• Input material:
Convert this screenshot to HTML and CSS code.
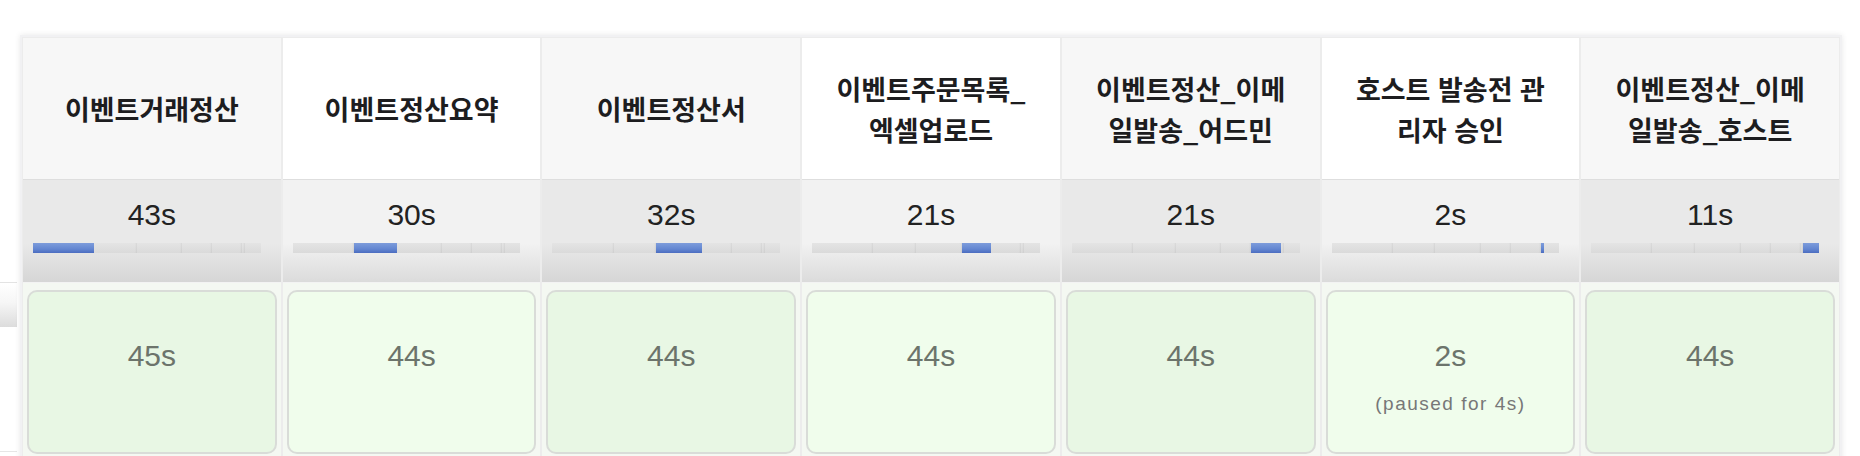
FILE: index.html
```html
<!DOCTYPE html>
<html lang="ko">
<head>
<meta charset="utf-8">
<title>Stage View</title>
<link rel="stylesheet" href="styles.css">
</head>
<body>
<div class="view">
  <div class="history">
    <div class="hist-head"></div>
    <div class="hist-body"></div>
  </div>
  <div class="stages">
    <div class="grid">
      <div class="hd odd">이벤트거래정산</div>
      <div class="hd even">이벤트정산요약</div>
      <div class="hd odd">이벤트정산서</div>
      <div class="hd even">이벤트주문목록_<br>엑셀업로드</div>
      <div class="hd odd">이벤트정산_이메<br>일발송_어드민</div>
      <div class="hd even">호스트 발송전 관<br>리자 승인</div>
      <div class="hd odd">이벤트정산_이메<br>일발송_호스트</div>

      <div class="avg odd"><div class="avg-time">43s</div>
        <div class="bar"><span class="seg s1 on"></span><span class="seg s2"></span><span class="seg s3"></span><span class="seg s4"></span><span class="seg s5"></span><span class="seg s6"></span><span class="seg s7"></span></div></div>
      <div class="avg even"><div class="avg-time">30s</div>
        <div class="bar"><span class="seg s1"></span><span class="seg s2 on"></span><span class="seg s3"></span><span class="seg s4"></span><span class="seg s5"></span><span class="seg s6"></span><span class="seg s7"></span></div></div>
      <div class="avg odd"><div class="avg-time">32s</div>
        <div class="bar"><span class="seg s1"></span><span class="seg s2"></span><span class="seg s3 on"></span><span class="seg s4"></span><span class="seg s5"></span><span class="seg s6"></span><span class="seg s7"></span></div></div>
      <div class="avg even"><div class="avg-time">21s</div>
        <div class="bar"><span class="seg s1"></span><span class="seg s2"></span><span class="seg s3"></span><span class="seg s4 on"></span><span class="seg s5"></span><span class="seg s6"></span><span class="seg s7"></span></div></div>
      <div class="avg odd"><div class="avg-time">21s</div>
        <div class="bar"><span class="seg s1"></span><span class="seg s2"></span><span class="seg s3"></span><span class="seg s4"></span><span class="seg s5 on"></span><span class="seg s6"></span><span class="seg s7"></span></div></div>
      <div class="avg even"><div class="avg-time">2s</div>
        <div class="bar"><span class="seg s1"></span><span class="seg s2"></span><span class="seg s3"></span><span class="seg s4"></span><span class="seg s5"></span><span class="seg s6 on"></span><span class="seg s7"></span></div></div>
      <div class="avg odd"><div class="avg-time">11s</div>
        <div class="bar"><span class="seg s1"></span><span class="seg s2"></span><span class="seg s3"></span><span class="seg s4"></span><span class="seg s5"></span><span class="seg s6"></span><span class="seg s7 on"></span></div></div>

      <div class="run odd"><div class="box"><div class="dur">45s</div></div></div>
      <div class="run even"><div class="box"><div class="dur">44s</div></div></div>
      <div class="run odd"><div class="box"><div class="dur">44s</div></div></div>
      <div class="run even"><div class="box"><div class="dur">44s</div></div></div>
      <div class="run odd"><div class="box"><div class="dur">44s</div></div></div>
      <div class="run even"><div class="box"><div class="dur">2s</div><div class="paused">(paused for 4s)</div></div></div>
      <div class="run odd"><div class="box"><div class="dur">44s</div></div></div>
    </div>
  </div>
</div>
</body>
</html>
```

FILE: styles.css
```css
html, body {
  margin: 0;
  padding: 0;
  background: #ffffff;
  overflow: hidden;
}

body {
  font-family: "Liberation Sans", Arial, sans-serif;
  color: #222;
}

.view {
  display: flex;
  align-items: flex-start;
  height: 456px;
}

.history {
  width: 17px;
  flex: none;
  padding-top: 282px;
}

.hist-head {
  height: 44px;
  border-top: 1px solid #e3e3e3;
  background: linear-gradient(#ffffff 0%, #f6f6f6 45%, #dcdcdc 100%);
}

.hist-body {
  height: 124px;
  border-bottom: 1px solid #e6e6e6;
}

.stages {
  margin-top: 35px;
  margin-left: 3px;
  width: 1818px;
  border: 2px solid #f1f1f3;
  border-bottom: 0;
  box-shadow: 0 0 6px rgba(0, 0, 0, 0.09);
  background: #ececec;
}

.grid {
  display: grid;
  grid-template-columns: repeat(7, 1fr);
  column-gap: 2px;
  padding: 1px 1px 0;
}

/* header row */
.hd {
  height: 141px;
  display: flex;
  align-items: center;
  justify-content: center;
  text-align: center;
  font-family: "Noto Sans CJK KR", "Noto Sans", sans-serif;
  font-weight: 700;
  font-size: 27px;
  line-height: 41px;
  color: #1d1d1f;
}
.hd.odd { background: #f7f7f7; }
.hd.even { background: #ffffff; }

/* average row */
.avg {
  border-top: 1px solid #dedede;
  padding-top: 17px;
  box-sizing: border-box;
  height: 103px;
}
.avg.odd { background: linear-gradient(#e9e9e9 0%, #e9e9e9 62%, #d6d6d6 100%); }
.avg.even { background: linear-gradient(#f2f2f2 0%, #f2f2f2 62%, #dbdbdb 100%); }

.avg-time {
  font-size: 30px;
  line-height: 36px;
  text-align: center;
  color: #222;
}

.bar {
  display: flex;
  height: 10px;
  margin: 10px 20px 0 10px;
  background: #dedede;
}

.seg {
  display: block;
  flex-basis: 0;
  background: linear-gradient(#e4e4e4, #dadada);
  box-shadow: inset -2px 0 2px -1px rgba(0, 0, 0, 0.06);
}
.seg.s7 { box-shadow: none; }
.seg.on {
  background: linear-gradient(#7d9cdb 0%, #6386d1 60%, #4b6cc0 100%);
  box-shadow: none;
}
.s1 { flex-grow: 43; }
.s2 { flex-grow: 30; }
.s3 { flex-grow: 32; }
.s4 { flex-grow: 21; }
.s5 { flex-grow: 21; }
.s6 { flex-grow: 2; }
.s7 { flex-grow: 11; }

/* run row */
.run {
  padding: 7px 4px 8px;
  border-top: 1px solid #f3f3f3;
  background: #f4f8f2;
  box-sizing: border-box;
}

.box {
  height: 164px;
  box-sizing: border-box;
  border: 2px solid #d9dcd8;
  border-radius: 10px;
  padding-top: 46px;
  text-align: center;
  color: #6c746b;
}
.run.odd .box { background: #e8f7e4; }
.run.even .box { background: #f0fdec; }

.dur {
  font-size: 30px;
  line-height: 36px;
}

.paused {
  margin-top: 18px;
  font-size: 19px;
  line-height: 24px;
  letter-spacing: 1.5px;
  color: #777;
}
```
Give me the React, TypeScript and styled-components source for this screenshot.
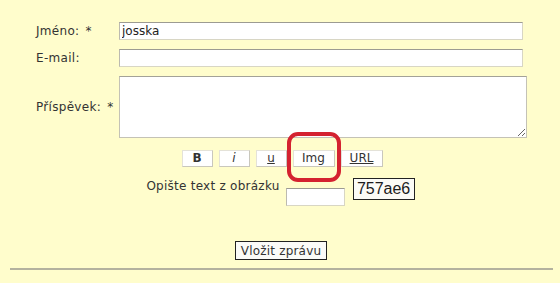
import React from "react";
import styled, { createGlobalStyle } from "styled-components";

const GlobalStyle = createGlobalStyle`
  html, body {
    margin: 0;
    padding: 0;
    background: #fffdcc;
  }
  body {
    font-family: "DejaVu Sans", Verdana, sans-serif;
    color: #333;
  }
`;

const Page = styled.div`
  width: 560px;
  height: 283px;
  overflow: hidden;
  padding-top: 22px;
  box-sizing: border-box;
  background: #fffdcc;
`;

const Field = styled.div<{ $gap?: number }>`
  display: flex;
  align-items: center;
  padding-left: 36px;
  margin-bottom: ${(p) => p.$gap ?? 9}px;
`;

const Label = styled.label`
  width: 83px;
  flex-shrink: 0;
  font-size: 12px;
  letter-spacing: 0.3px;
  word-spacing: 2px;
  color: #333;
`;

const TextInput = styled.input`
  box-sizing: border-box;
  width: ${(p) => p.width ?? 404}px;
  height: 18px;
  padding: 0 2px;
  margin: 0;
  border: 1px solid #d8d6c4;
  border-top-color: #9c9b92;
  border-left-color: #bcbab0;
  background: #fff;
  font-family: "DejaVu Sans", Verdana, sans-serif;
  font-size: 12px;
  color: #222;
  outline: none;
`;

const TextArea = styled.textarea`
  box-sizing: border-box;
  width: 408px;
  height: 62px;
  margin: 0;
  border: 1px solid #c4c2b6;
  border-top-color: #a3a298;
  background: #fff;
  resize: both;
`;

const Toolbar = styled.div`
  display: flex;
  justify-content: center;
  gap: 6px;
  padding-left: 4px;
  margin-bottom: 8px;
`;

const ToolButton = styled.button<{ $w: number; $bold?: boolean; $italic?: boolean; $under?: boolean }>`
  box-sizing: border-box;
  width: ${(p) => p.$w}px;
  height: 17px;
  margin: 0;
  padding: 0;
  background: #fff;
  border: 1px solid #e4e2d8;
  border-right-color: #c9c7bc;
  border-bottom-color: #c9c7bc;
  font-family: "DejaVu Sans", Verdana, sans-serif;
  font-size: 12px;
  line-height: 15px;
  color: #333;
  font-weight: ${(p) => (p.$bold ? 700 : 400)};
  font-style: ${(p) => (p.$italic ? "italic" : "normal")};
  text-decoration: ${(p) => (p.$under ? "underline" : "none")};
`;

const Marked = styled.span`
  position: relative;
  display: inline-flex;
`;

const Ring = styled.span`
  position: absolute;
  left: -6px;
  right: -6px;
  top: -18px;
  bottom: -15px;
  border: 4px solid #d42230;
  border-radius: 11px;
  pointer-events: none;
`;

const CaptchaRow = styled.div`
  display: flex;
  justify-content: center;
  align-items: flex-start;
  padding-left: 1px;
`;

const CaptchaText = styled.span`
  font-size: 12px;
  letter-spacing: 0.25px;
  line-height: 14px;
  margin-top: 4px;
  margin-right: 6px;
`;

const CaptchaImage = styled.div`
  box-sizing: border-box;
  width: 62px;
  height: 22px;
  margin-left: 8px;
  margin-top: 3px;
  border: 1px solid #222;
  background: #fbfbf6;
  font-family: "Liberation Sans", Arial, sans-serif;
  font-size: 16px;
  line-height: 20px;
  text-align: center;
  color: #1c1c1c;
`;

const SubmitRow = styled.div`
  display: flex;
  justify-content: center;
  margin-top: 35px;
  padding-left: 2px;
`;

const Submit = styled.button`
  box-sizing: border-box;
  height: 19px;
  padding: 0 5px;
  margin: 0;
  border: 1px solid #222;
  background: #fbfbf8;
  font-family: "DejaVu Sans", Verdana, sans-serif;
  font-size: 12px;
  letter-spacing: 0.2px;
  color: #333;
`;

const Rule = styled.div`
  height: 2px;
  margin: 8px 7px 0 10px;
  background: #b4b29e;
`;

export default function App() {
  return (
    <Page>
      <GlobalStyle />
      <Field>
        <Label>Jméno: *</Label>
        <TextInput defaultValue="josska" />
      </Field>
      <Field>
        <Label>E-mail:</Label>
        <TextInput />
      </Field>
      <Field $gap={12}>
        <Label>Příspěvek: *</Label>
        <TextArea />
      </Field>
      <Toolbar>
        <ToolButton $w={31} $bold>B</ToolButton>
        <ToolButton $w={31} $italic>i</ToolButton>
        <ToolButton $w={31} $under>u</ToolButton>
        <Marked>
          <ToolButton $w={42}>Img</ToolButton>
          <Ring />
        </Marked>
        <ToolButton $w={42} $under>URL</ToolButton>
      </Toolbar>
      <CaptchaRow>
        <CaptchaText>Opište text z obrázku</CaptchaText>
        <TextInput width={59} style={{ marginTop: 13 }} />
        <CaptchaImage>757ae6</CaptchaImage>
      </CaptchaRow>
      <SubmitRow>
        <Submit>Vložit zprávu</Submit>
      </SubmitRow>
      <Rule />
    </Page>
  );
}
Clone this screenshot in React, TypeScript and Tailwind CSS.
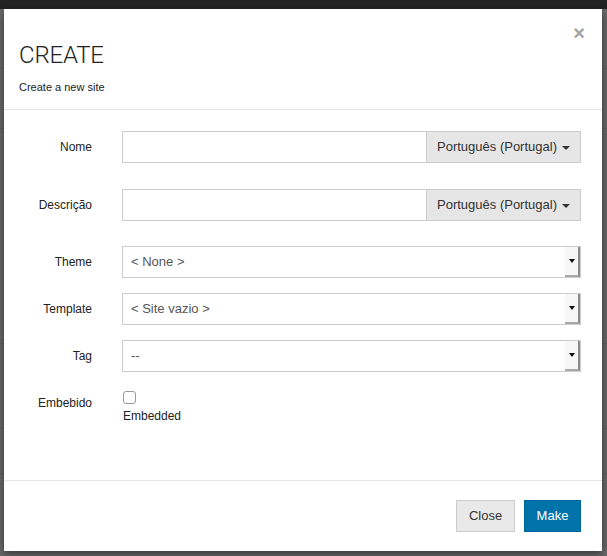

• Task prompt: Determine the number of lines in the records that include the string "screenshot", and respond with that number only.

• Response for this exercise: 3